Pseudo-Labeling Driven Refinement of Benchmark Object Detection Datasets via Analysis of Learning Patterns

Benchmark object detection (OD) datasets play a pivotal role in advancing computer vision applications such as autonomous driving, and surveillance, as well as in training and evaluating deep learning-based state-of-the-art detection models. Among them, MS-COCO has become a standard benchmark due to its diverse object categories and complex scenes. However, despite its wide adoption, MS-COCO suffers from various annotation issues, including missing labels, incorrect class assignments, inaccurate bounding boxes, duplicate labels, and group labeling inconsistencies. These errors not only hinder model training but also degrade the reliability and generalization of OD models. To address these challenges, we propose a comprehensive refinement framework and present MJ-COCO, a newly re-annotated version of MS-COCO. Our approach begins with loss and gradient-based error detection to identify potentially mislabeled or hard-to-learn samples.

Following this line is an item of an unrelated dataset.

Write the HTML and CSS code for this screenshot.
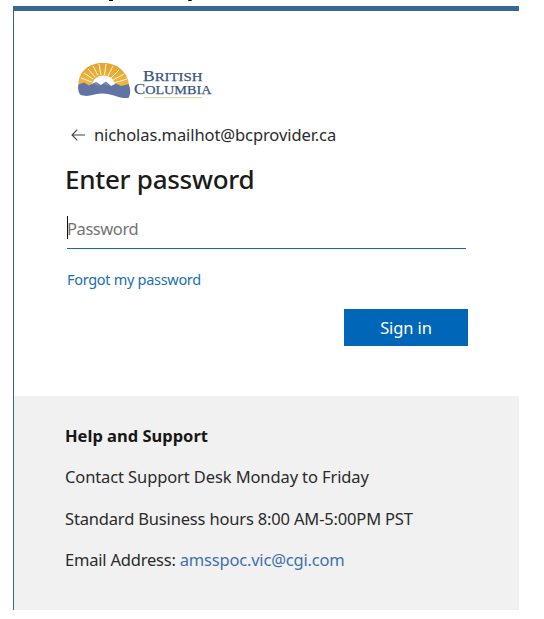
FILE: index.html
```html
<!DOCTYPE html>
<html lang="en">
<head>
<meta charset="utf-8">
<title>Enter password</title>
<link rel="stylesheet" href="styles.css">
</head>
<body>
<svg class="overflow-strip" viewBox="0 0 544 6" aria-hidden="true"><path d="M109 0h4v1h-4zM188 0h4l-.7 1h-2.8z"/></svg>
<main class="card">
  <section class="sign-in">
    <svg class="logo" viewBox="77 60 136 40" role="img" aria-label="British Columbia">
      <defs><linearGradient id="sun" x1="0" y1="0" x2="0" y2="1"><stop offset="0" stop-color="#e2a22f"/><stop offset="1" stop-color="#f5bd45"/></linearGradient></defs>
      <path d="M78.300 84C79 71 89 63 103 63s23.500 7.500 26 21L117 90H90z" fill="url(#sun)"/>
      <path d="M92 86a11.500 10.500 0 0 1 23 0z" fill="#fff"/>
      <path d="M92 82L81 78M93 79L84 73M95 77L88 69M98 75.500L93 66M101 75L99 64M104.500 75L106 64M108 76L113 66M111 78L119 70M113 80L124 74M114 83L127 79" stroke="#fff5d7" stroke-width="1"/>
      <path d="M78.300 84.500L84 82.500L89 85.500L96 82L101 85L106 81.500L111 86L116 83.500L121 86L128.500 84C131 89 130.500 95 128.500 98C119 99 112 93 101 93.500C93 94 88 98 80 94.500C78 91 77.800 88 78.300 84.500Z" fill="#6075a3"/>
      <path d="M94 84l2-1.600 4 3.600-3-1zM104 84.500l2-2.500 3.500 4-3-1.500z" fill="#8494b7"/>
      <g class="logo-text">
        <text x="143" y="80.800" font-size="15.500" textLength="59.500" lengthAdjust="spacingAndGlyphs">B<tspan font-size="13.200">RITISH</tspan></text>
        <text x="134" y="94" font-size="15.500" textLength="77.500" lengthAdjust="spacingAndGlyphs">C<tspan font-size="13.200">OLUMBIA</tspan></text>
      </g>
      <path d="M144 97.700h58" stroke="#ead6a8" stroke-width="1.200"/>
    </svg>
    <div class="identity">
      <svg class="back" viewBox="0 0 14 12" aria-hidden="true"><path d="M14 6H1M6.300.7L1 6l5.300 5.300"/></svg>
      <span class="account">nicholas.mailhot@bcprovider.ca</span>
    </div>
    <h1><span>Enter password</span></h1>
    <div class="field"><i class="caret"></i><span>Password</span></div>
    <a class="forgot">Forgot my password</a>
    <button type="button"><span>Sign in</span></button>
  </section>
  <section class="support">
    <h2>Help and Support</h2>
    <p class="desk">Contact Support Desk Monday to Friday</p>
    <p class="hours">Standard Business hours 8:00 AM-5:00PM PST</p>
    <p class="email">Email Address: <a>amsspoc.vic@cgi.com</a></p>
  </section>
</main>
</body>
</html>
```
FILE: styles.css
```css
* { box-sizing: border-box; }
body { margin: 0; background: #fff; color: #2b2b2b; font-family: "Noto Sans", "Open Sans", sans-serif; font-size: 16.5px; white-space: nowrap; overflow: hidden; }
.overflow-strip { display: block; width: 544px; height: 6px; }
.card { width: 506px; height: 604px; margin-left: 13px; background: linear-gradient(#376486, #376486) left / 1px 100% no-repeat; border-top: 5px solid #376794; padding-left: 1px; }
.sign-in { display: flex; flex-direction: column; height: 385px; padding: 49px 51px 0; }
.logo { width: 136px; height: 40px; margin-left: 12px; flex: none; }
.logo-text { fill: #385582; stroke: #385582; stroke-width: .25px; font-family: "Liberation Serif", serif; }
.identity { display: flex; align-items: center; height: 24px; margin: 22px 0 0 6px; }
.back { width: 14px; height: 12px; margin: 1px 9px 0 0; fill: none; stroke: #444; stroke-width: 1.1; }
.account { letter-spacing: -.09px; }
h1 { margin: 14px 0 0; height: 38px; line-height: 38px; font-size: 26px; font-weight: 500; letter-spacing: -.27px; color: #1b1b1b; }
.field { display: flex; align-items: center; width: 399px; height: 40px; margin: 11px 0 0 2px; padding-bottom: 1px; border-bottom: 1px solid #1769a5; color: #747474; letter-spacing: -.43px; }
.caret { width: 1px; height: 23px; margin: -2px -1px 0 0; background: #111; }
.forgot { height: 20px; margin: 20px 0 0 2px; line-height: 20px; font-size: 14.5px; letter-spacing: -.3px; color: #176fb5; }
button { align-self: flex-start; width: 124px; height: 37px; margin: 20px 0 0 279px; padding: 0; border: 0; background: #0067b8; color: #fff; font: inherit; letter-spacing: -.1px; }
.support { height: 214px; padding: 28px 51px; background: #f1f1f1; }
h2, p { margin: 0 0 17.4px; height: 24px; line-height: 24px; font-size: 16.5px; }
h2 { font-weight: 700; letter-spacing: 0; color: #171717; }
.desk { letter-spacing: -.11px; }
.hours { letter-spacing: -.17px; }
.email { letter-spacing: -.2px; }
.support a { color: #3e70ad; }
```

Next, we apply a four-stage pseudo-labeling refinement process: (1) bounding box generation using invertible transformations, (2) IoU-based duplicate removal and confidence merging, (3) class consistency verification via expert objects recognizer, and (4) spatial adjustment based on object region activation map analysis. This integrated pipeline enables scalable and accurate correction of annotation errors without manual re-labeling. Extensive experiments were conducted across four validation datasets: MS-COCO, Sama COCO, Objects365, and PASCAL VOC. Models trained on MJ-COCO consistently outperformed those trained on MS-COCO, achieving improvements in Average Precision (AP) and APS metrics. MJ-COCO also demonstrated significant gains in annotation coverage: for example, the number of small object annotations increased by more than 200,000 compared to MS-COCO.